I made it to my treatment on Wednesday. Thankfully my therapist didn't put me back in the disabled toilets and make me touch the surfaces that I fear most. I was mainly fearful of going to my last appointment for that reason and then the other reasons, my feelings of complete failure with my best attempts with CBT.
I am honestly trying my hardest but I am just not moving forward. Maybe it is normal? I mean to do well one day and do horribly for the next 2 weeks? I feel more unstable lately and I have gone back to feeling chest pains and my face going completely numb just from my anxiety alone. I cry far too much in one day and I feel like maybe I should drink more water? What if crying to this extent makes me dehydrated and then they will have a reason to put me into the hospital. I feel depressed and I feel completely hopeless and helpless. I am scared that I will turn into someone who isn't me, like someone else completely takes over my mind and they make me want to do things that I don't actually want to do, worse than the things that I am already forced to do. My illness is worse than my childhood bully and I would really just like for it to stop and leave me alone.
My doctor mentioned again about the medication that they could prescribe me. I just can't bring myself to take any kind of medication.

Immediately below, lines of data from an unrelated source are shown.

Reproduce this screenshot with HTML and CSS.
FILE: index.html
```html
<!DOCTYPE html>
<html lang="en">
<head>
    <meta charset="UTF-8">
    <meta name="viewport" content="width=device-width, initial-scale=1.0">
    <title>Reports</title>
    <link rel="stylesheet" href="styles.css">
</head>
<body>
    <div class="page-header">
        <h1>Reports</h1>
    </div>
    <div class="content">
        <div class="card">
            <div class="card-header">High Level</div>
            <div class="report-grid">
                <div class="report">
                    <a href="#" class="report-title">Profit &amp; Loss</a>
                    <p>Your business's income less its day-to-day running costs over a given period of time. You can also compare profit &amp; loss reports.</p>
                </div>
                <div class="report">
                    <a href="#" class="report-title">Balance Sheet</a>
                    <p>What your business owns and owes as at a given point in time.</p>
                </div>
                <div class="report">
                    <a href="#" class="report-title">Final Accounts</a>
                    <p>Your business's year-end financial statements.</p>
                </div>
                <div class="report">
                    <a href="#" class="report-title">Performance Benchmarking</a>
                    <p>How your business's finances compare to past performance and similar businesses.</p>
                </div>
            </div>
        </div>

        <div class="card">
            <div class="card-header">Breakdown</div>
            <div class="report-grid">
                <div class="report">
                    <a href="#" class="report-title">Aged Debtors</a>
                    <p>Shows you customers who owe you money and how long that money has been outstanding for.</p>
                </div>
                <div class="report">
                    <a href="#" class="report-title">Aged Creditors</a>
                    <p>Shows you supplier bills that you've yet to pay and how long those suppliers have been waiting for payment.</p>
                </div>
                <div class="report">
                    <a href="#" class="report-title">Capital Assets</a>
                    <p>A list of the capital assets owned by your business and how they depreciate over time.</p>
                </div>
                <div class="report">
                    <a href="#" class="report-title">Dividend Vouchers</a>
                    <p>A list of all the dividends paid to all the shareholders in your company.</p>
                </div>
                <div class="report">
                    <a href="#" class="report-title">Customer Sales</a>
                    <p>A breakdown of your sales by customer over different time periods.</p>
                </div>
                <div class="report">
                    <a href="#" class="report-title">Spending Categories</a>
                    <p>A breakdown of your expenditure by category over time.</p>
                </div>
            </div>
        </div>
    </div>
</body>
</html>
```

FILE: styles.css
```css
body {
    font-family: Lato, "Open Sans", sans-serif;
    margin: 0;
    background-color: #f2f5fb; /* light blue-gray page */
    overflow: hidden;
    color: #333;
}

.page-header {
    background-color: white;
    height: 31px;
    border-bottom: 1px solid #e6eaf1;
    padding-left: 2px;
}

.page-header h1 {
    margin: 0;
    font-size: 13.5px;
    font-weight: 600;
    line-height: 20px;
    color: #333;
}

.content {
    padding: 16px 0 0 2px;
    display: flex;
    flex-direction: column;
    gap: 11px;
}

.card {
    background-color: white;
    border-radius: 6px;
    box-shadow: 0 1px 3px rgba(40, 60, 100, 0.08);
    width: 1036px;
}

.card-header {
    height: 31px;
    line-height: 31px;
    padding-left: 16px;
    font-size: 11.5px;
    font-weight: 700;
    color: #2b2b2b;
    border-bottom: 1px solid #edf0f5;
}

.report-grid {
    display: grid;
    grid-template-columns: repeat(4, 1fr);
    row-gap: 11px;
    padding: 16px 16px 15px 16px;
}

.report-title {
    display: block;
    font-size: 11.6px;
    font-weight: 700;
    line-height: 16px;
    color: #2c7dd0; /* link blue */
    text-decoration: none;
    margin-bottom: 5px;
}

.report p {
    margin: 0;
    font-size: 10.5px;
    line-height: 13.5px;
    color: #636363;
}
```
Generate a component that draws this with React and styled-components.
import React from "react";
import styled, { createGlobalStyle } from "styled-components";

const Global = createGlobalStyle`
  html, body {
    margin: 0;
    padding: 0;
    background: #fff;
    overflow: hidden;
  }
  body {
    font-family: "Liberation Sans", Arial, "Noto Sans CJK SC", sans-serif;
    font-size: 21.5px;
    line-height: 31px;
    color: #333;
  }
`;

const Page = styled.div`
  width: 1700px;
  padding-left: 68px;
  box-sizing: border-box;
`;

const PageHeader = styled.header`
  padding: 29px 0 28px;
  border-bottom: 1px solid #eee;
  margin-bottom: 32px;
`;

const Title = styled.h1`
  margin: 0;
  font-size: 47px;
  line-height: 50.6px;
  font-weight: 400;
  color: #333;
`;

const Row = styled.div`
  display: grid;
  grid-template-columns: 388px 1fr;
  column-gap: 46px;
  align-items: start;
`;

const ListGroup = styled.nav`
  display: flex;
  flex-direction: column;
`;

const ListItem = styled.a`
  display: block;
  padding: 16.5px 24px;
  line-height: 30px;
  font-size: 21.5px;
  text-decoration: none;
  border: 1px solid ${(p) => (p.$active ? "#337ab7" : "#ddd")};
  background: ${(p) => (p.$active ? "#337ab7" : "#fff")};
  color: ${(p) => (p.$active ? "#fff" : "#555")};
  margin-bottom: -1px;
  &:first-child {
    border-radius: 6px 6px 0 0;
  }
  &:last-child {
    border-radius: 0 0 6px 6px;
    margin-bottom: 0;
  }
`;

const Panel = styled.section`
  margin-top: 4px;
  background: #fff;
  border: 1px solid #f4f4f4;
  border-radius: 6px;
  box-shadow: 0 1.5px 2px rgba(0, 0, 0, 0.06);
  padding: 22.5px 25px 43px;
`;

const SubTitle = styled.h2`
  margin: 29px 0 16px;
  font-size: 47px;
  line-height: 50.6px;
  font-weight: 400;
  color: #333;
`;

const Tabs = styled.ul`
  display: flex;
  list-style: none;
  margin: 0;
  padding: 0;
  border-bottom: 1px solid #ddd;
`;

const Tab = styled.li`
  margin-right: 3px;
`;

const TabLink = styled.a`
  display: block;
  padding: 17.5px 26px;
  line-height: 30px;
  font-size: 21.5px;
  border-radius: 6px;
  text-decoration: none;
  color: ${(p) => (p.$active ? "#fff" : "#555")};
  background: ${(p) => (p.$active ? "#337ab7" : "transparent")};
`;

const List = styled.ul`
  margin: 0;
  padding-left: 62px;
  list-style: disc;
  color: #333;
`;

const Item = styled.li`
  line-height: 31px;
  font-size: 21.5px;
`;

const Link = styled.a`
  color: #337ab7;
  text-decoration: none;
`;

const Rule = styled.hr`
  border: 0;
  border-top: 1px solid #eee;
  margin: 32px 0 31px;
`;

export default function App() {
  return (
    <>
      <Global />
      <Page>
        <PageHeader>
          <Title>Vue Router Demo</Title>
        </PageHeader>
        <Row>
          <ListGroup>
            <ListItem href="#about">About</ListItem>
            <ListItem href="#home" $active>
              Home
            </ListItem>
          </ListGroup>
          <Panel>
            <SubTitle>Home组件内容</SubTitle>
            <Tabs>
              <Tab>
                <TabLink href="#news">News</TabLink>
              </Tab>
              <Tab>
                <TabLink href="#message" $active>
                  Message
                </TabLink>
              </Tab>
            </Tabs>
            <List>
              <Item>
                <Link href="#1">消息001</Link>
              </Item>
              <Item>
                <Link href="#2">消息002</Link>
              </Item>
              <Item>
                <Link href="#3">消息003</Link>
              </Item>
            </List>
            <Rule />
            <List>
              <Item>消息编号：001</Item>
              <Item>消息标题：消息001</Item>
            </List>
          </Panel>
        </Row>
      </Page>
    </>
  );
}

I can't even take anything for the migraines and my average is about 3 a week. Is this normal? I want to look it up online but then I know that I will turn my illness into 10 illnesses and I will lock myself away from the world all together.
My thought today, if I took the medication maybe then I wouldn't have to do treatment. I could just live on the pills and I wouldn't have to face any of it. I don't think that is how the medication route works but then again I wouldn't be able to try it out anyways because I fear medication.